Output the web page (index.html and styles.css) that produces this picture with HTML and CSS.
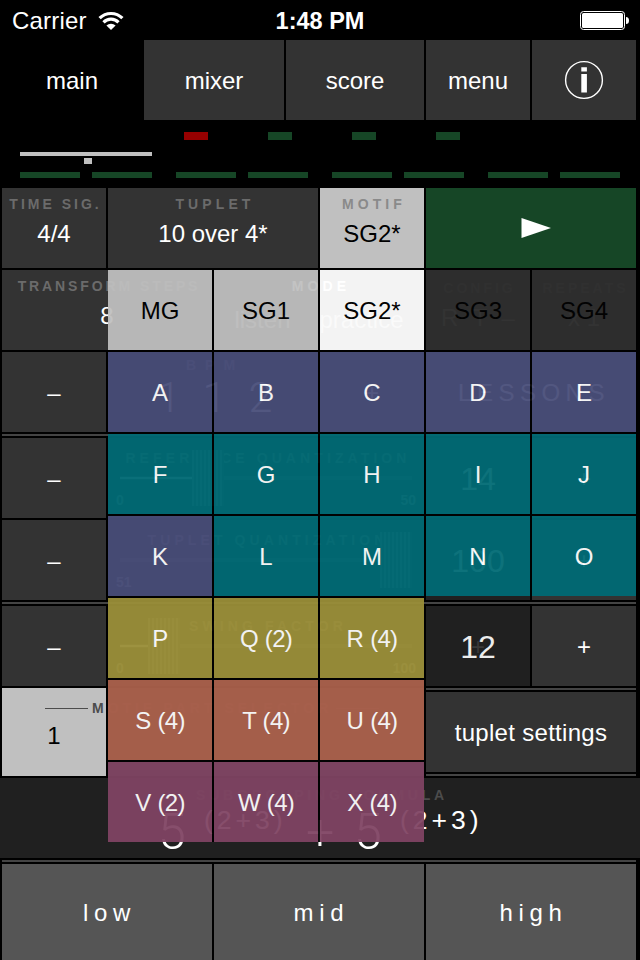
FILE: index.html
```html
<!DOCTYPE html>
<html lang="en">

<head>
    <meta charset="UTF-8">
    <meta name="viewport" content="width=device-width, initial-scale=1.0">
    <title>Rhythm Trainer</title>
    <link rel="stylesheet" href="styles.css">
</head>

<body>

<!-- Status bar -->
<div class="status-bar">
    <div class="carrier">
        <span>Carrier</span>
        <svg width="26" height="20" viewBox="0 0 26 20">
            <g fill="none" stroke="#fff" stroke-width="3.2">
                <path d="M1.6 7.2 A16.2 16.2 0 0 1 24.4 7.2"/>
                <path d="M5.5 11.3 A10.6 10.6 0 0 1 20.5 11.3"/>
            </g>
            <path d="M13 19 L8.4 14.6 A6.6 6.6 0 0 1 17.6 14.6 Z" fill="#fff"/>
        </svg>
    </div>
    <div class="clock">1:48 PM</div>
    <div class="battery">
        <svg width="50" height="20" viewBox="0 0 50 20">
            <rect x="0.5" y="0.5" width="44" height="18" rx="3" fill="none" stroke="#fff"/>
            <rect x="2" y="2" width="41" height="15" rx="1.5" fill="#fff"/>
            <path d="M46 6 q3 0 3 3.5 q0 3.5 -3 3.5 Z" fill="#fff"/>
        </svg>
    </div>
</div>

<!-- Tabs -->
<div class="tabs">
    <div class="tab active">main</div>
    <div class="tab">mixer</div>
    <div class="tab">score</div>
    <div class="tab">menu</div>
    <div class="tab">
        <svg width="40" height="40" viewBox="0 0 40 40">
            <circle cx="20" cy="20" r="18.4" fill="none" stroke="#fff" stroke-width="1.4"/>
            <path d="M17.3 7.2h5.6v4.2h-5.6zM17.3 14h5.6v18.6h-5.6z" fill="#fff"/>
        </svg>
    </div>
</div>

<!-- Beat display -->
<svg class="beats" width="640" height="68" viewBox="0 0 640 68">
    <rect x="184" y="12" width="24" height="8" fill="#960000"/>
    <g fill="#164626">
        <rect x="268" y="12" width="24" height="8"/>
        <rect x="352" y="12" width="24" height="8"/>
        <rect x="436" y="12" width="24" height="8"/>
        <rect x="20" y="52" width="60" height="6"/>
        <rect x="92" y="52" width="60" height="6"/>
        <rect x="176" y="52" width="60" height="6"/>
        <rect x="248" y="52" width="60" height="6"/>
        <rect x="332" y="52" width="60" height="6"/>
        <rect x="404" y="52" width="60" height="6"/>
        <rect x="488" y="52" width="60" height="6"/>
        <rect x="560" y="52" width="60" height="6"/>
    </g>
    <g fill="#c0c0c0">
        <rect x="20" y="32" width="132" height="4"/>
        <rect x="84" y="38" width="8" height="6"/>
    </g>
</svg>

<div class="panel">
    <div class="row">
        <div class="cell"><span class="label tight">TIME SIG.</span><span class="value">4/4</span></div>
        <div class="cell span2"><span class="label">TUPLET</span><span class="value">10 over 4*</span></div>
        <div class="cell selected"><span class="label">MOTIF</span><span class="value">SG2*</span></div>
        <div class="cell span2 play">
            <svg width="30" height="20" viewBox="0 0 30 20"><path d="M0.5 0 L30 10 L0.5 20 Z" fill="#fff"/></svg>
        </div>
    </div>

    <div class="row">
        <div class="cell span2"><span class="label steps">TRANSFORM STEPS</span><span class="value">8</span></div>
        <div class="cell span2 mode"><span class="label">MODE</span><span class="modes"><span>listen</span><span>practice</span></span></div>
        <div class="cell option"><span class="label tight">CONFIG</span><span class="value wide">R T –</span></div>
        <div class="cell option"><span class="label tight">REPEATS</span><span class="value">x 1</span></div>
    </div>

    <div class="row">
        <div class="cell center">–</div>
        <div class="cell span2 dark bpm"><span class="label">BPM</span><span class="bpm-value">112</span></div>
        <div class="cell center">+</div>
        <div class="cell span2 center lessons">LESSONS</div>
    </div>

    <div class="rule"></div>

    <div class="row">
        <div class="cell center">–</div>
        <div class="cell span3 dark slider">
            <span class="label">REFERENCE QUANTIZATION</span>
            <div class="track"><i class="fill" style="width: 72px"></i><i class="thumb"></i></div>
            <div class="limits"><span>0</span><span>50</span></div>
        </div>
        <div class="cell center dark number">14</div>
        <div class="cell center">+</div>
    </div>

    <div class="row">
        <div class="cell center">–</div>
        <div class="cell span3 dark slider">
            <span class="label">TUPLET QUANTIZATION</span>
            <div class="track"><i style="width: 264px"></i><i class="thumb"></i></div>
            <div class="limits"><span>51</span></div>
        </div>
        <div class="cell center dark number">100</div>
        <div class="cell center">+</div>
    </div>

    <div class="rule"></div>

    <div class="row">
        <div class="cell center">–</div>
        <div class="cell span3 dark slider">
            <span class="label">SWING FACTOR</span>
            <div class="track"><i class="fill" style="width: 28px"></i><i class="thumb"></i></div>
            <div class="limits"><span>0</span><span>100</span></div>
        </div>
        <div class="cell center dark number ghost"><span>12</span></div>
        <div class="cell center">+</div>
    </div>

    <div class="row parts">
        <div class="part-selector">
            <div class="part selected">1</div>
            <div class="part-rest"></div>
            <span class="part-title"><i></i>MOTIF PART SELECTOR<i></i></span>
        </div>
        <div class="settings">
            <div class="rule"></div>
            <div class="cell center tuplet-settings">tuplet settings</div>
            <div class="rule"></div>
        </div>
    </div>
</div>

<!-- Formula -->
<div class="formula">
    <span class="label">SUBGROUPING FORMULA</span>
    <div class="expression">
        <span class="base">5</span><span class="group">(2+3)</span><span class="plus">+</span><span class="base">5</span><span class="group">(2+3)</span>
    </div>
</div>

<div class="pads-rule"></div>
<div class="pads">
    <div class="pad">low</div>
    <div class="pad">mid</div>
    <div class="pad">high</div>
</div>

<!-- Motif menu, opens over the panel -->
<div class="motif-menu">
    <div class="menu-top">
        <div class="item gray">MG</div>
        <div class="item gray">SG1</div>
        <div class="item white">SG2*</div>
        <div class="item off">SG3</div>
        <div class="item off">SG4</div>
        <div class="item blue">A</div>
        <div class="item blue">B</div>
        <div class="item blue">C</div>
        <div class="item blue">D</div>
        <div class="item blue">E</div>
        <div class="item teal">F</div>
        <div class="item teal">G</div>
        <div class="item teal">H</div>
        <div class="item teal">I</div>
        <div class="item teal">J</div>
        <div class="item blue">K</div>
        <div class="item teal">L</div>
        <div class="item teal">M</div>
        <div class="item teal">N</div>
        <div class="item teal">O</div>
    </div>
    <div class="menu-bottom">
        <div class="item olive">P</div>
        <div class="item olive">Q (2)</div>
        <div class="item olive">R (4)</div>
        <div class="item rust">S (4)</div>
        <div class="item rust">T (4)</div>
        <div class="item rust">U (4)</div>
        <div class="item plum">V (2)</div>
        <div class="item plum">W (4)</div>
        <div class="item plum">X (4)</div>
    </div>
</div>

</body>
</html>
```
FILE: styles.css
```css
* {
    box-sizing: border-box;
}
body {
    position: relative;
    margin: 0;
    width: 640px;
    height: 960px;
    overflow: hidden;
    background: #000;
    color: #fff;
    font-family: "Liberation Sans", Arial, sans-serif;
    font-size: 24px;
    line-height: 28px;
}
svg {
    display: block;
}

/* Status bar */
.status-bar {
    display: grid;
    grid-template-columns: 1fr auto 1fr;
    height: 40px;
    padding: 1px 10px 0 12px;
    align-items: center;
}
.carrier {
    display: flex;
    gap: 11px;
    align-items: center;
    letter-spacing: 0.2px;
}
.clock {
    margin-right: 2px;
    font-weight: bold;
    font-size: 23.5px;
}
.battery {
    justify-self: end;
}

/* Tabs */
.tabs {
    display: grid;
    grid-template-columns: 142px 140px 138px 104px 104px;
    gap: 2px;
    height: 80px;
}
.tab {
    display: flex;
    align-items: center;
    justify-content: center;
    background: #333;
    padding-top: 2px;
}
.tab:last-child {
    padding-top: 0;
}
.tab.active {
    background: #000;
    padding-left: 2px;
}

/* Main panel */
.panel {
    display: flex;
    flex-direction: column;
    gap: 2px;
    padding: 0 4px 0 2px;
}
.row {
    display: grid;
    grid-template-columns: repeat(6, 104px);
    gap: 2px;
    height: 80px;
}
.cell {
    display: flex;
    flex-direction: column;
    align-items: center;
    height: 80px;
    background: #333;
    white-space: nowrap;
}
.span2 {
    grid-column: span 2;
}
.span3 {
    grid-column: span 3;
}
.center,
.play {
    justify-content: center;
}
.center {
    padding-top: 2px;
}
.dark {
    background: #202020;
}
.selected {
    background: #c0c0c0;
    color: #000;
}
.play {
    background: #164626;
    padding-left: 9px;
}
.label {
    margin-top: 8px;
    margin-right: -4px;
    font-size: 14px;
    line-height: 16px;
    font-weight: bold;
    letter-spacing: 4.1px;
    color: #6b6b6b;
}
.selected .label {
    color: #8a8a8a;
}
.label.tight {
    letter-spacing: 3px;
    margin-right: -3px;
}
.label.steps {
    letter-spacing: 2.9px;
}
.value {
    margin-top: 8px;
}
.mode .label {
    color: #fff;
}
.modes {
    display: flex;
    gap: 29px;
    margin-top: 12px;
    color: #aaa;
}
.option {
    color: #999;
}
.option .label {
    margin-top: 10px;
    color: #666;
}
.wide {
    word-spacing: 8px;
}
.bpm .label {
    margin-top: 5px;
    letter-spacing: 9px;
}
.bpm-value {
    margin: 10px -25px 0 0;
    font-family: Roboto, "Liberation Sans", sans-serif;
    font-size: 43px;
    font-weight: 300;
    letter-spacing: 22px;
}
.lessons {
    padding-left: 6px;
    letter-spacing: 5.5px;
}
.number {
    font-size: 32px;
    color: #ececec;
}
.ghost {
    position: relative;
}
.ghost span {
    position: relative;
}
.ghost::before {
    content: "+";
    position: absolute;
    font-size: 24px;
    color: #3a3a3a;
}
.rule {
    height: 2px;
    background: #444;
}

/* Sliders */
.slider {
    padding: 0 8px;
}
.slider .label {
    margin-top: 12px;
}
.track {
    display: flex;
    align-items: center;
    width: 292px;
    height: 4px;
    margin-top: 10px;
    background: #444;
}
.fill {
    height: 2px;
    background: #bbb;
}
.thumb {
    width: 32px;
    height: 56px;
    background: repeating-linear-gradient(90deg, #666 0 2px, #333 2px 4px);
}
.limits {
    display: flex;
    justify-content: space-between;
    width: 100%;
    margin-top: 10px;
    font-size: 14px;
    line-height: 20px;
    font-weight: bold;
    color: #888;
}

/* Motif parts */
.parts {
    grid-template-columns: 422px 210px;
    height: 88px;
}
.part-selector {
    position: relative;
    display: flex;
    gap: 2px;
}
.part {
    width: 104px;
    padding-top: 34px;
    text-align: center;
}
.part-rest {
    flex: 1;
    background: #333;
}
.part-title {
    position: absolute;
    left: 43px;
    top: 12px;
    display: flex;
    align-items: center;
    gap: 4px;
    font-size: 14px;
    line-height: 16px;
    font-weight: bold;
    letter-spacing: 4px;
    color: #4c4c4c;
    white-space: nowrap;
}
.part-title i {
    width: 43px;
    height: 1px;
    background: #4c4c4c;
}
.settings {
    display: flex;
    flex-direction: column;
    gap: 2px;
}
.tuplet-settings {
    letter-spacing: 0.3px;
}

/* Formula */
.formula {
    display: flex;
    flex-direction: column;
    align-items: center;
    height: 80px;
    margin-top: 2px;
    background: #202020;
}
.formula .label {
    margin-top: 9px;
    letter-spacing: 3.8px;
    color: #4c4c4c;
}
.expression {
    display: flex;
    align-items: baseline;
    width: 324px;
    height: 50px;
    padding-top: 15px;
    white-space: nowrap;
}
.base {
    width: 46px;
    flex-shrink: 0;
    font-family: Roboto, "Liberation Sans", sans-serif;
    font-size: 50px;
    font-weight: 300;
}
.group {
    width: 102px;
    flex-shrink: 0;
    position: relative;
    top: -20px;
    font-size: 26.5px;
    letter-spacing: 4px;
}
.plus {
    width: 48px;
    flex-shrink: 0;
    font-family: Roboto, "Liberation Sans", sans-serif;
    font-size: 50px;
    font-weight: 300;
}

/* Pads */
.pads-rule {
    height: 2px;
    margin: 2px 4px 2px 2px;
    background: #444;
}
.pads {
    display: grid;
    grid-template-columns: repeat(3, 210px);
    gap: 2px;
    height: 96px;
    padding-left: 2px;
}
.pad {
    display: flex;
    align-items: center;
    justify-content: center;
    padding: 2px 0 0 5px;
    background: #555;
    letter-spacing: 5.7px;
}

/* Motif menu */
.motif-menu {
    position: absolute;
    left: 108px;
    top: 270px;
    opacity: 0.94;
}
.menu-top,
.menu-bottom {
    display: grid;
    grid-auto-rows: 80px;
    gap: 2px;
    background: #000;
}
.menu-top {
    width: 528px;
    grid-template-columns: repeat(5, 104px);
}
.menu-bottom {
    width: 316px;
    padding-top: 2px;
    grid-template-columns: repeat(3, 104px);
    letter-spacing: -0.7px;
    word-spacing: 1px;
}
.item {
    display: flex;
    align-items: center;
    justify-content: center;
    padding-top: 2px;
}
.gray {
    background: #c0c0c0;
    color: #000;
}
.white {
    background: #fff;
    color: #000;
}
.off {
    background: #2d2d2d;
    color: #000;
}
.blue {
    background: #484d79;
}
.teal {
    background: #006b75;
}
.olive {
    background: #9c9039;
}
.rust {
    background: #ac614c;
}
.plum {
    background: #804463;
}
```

# Instruction
All lines above with "index" in them should be returned.

# Full answer
Output the web page (index.html and styles.css) that produces this picture with HTML and CSS.
FILE: index.html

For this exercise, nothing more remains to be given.